Why, though, would listening to the birds be a good first step to decolonize my mind?

Well, I don't know, I'm just at the foot of the path yet, assuming it even is the right path. But I have a guess.

I guess that it is impossible to have a colonial mindset if you understand the story of the forest. I think it's impossible to hold both deep knowledge of the more-than-human world and a colonial attitude in the same brain at the same time.

Listening to and participating in the more than human world require the skills of deep listening, an ability to empathize and think like a nonhuman, relentless curiosity and questioning, and result in a profound sense of the interdependent and interconnectedness of all life that is based not on intellectual reasoning or book learning but on actual observations and experiences. This last point bears emphasis.

It is easy to read in a book about interconnectedness and interdependence and let one's imagination take this in a Disney movie direction, to get lost in a sort of blissed-out, why-can’t-weeeeee-be-friends conception of the world. Watching a sparrow-hawk nab a baby songbird from its nest and feed it to its own young, and observing the behavior of the rest of the babies that got collaterally wing-slapped in the face as the talons sunk into their sibling, will quickly correct that blissed-out perspective.

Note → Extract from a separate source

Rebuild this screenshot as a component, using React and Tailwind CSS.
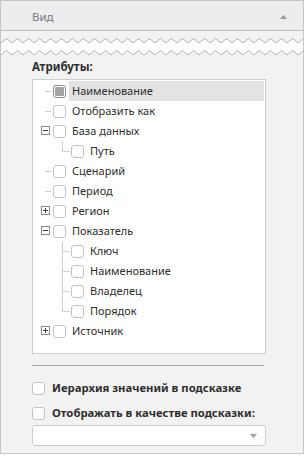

At any rate, it seems to me that to a mind that deeply understands the interconnected dynamics of the world, and has a sense of just how deep and vast those relationships are, it just doesn't make sense to act in ways that treat the world like a collection of isolated components to be externally controlled for personal profit. How could it occur to a mind that sees the world as intricately interdependent to smash, control, dominate, pillage, exterminate anything? That makes as much intuitive sense as smashing your own foot, exterminating your own eye, pillaging your own skin.

That's one hypothesis, anyway. I'll continue my observations and see how it holds up.